Data extract
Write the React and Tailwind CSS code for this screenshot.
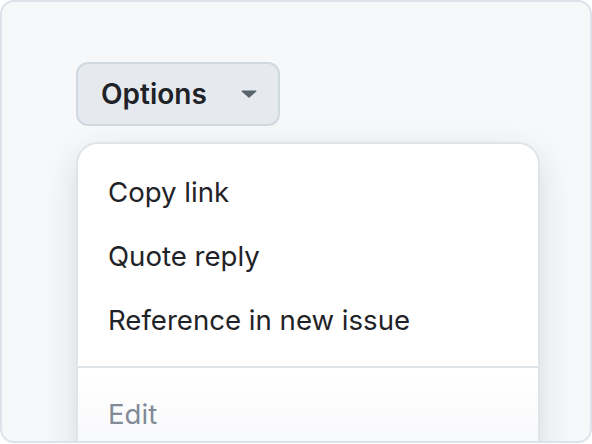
const font = { fontFamily: 'Inter, "Noto Sans", sans-serif' };

const items = ['Copy link', 'Quote reply', 'Reference in new issue'];

export default function App() {
  return (
    <div className="w-[592px] h-[444px] bg-white" style={font}>
      <div className="h-[443px] rounded-[14px] border-2 border-[#dde3e9] bg-[#f6f8fa] overflow-hidden pl-[74px] pt-[60px]">
        {/* trigger */}
        <button className="flex items-center h-[64px] w-[204px] rounded-[12px] border-2 border-[#d1d9e0] bg-[#e6eaef] pl-[23px] text-[28px] font-semibold text-[#1f2328] leading-[40px]">
          <span>Options</span>
          <svg className="ml-auto mr-[21px]" width="16" height="8" viewBox="0 0 16 8">
            <path d="M1 0.5h14a.6.6 0 0 1 .4 1L8.5 7.6a.7.7 0 0 1-1 0L.6 1.5A.6.6 0 0 1 1 .5Z" fill="#59636e" />
          </svg>
        </button>

        {/* menu */}
        <div className="mt-[16px] w-[464px] h-[400px] rounded-t-[22px] border-2 border-[#dfe4e9] bg-[linear-gradient(to_bottom,#ffffff_0px,#ffffff_235px,#f7f8fa_300px)] shadow-[0_12px_24px_-6px_rgba(37,41,46,0.04),0_12px_36px_0_rgba(37,41,46,0.12)]">
          <ul className="pt-[16px]">
            {items.map((label) => (
              <li key={label} className="h-[64px] px-[30px] flex items-center text-[27.6px] leading-[40px] text-[#1f2328]">
                {label}
              </li>
            ))}
          </ul>
          <div className="mt-[14px] h-[2px] bg-[#dfe4e9]" />
          <div className="mt-[14px] h-[64px] px-[30px] flex items-center text-[27.6px] leading-[40px] text-[#818b98]">
            Edit
          </div>
        </div>
      </div>
    </div>
  );
}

Task directions
Strip out the pictures and quote the remaining data word for word.

Answer to this exercise
Write the React and Tailwind CSS code for this screenshot.
const font = { fontFamily: 'Inter, "Noto Sans", sans-serif' };

const items = ['Copy link', 'Quote reply', 'Reference in new issue'];

export default function App() {
  return (
    <div className="w-[592px] h-[444px] bg-white" style={font}>
      <div className="h-[443px] rounded-[14px] border-2 border-[#dde3e9] bg-[#f6f8fa] overflow-hidden pl-[74px] pt-[60px]">
        {/* trigger */}
        <button className="flex items-center h-[64px] w-[204px] rounded-[12px] border-2 border-[#d1d9e0] bg-[#e6eaef] pl-[23px] text-[28px] font-semibold text-[#1f2328] leading-[40px]">
          <span>Options</span>
          <svg className="ml-auto mr-[21px]" width="16" height="8" viewBox="0 0 16 8">
            <path d="M1 0.5h14a.6.6 0 0 1 .4 1L8.5 7.6a.7.7 0 0 1-1 0L.6 1.5A.6.6 0 0 1 1 .5Z" fill="#59636e" />
          </svg>
        </button>

        {/* menu */}
        <div className="mt-[16px] w-[464px] h-[400px] rounded-t-[22px] border-2 border-[#dfe4e9] bg-[linear-gradient(to_bottom,#ffffff_0px,#ffffff_235px,#f7f8fa_300px)] shadow-[0_12px_24px_-6px_rgba(37,41,46,0.04),0_12px_36px_0_rgba(37,41,46,0.12)]">
          <ul className="pt-[16px]">
            {items.map((label) => (
              <li key={label} className="h-[64px] px-[30px] flex items-center text-[27.6px] leading-[40px] text-[#1f2328]">
                {label}
              </li>
            ))}
          </ul>
          <div className="mt-[14px] h-[2px] bg-[#dfe4e9]" />
          <div className="mt-[14px] h-[64px] px-[30px] flex items-center text-[27.6px] leading-[40px] text-[#818b98]">
            Edit
          </div>
        </div>
      </div>
    </div>
  );
}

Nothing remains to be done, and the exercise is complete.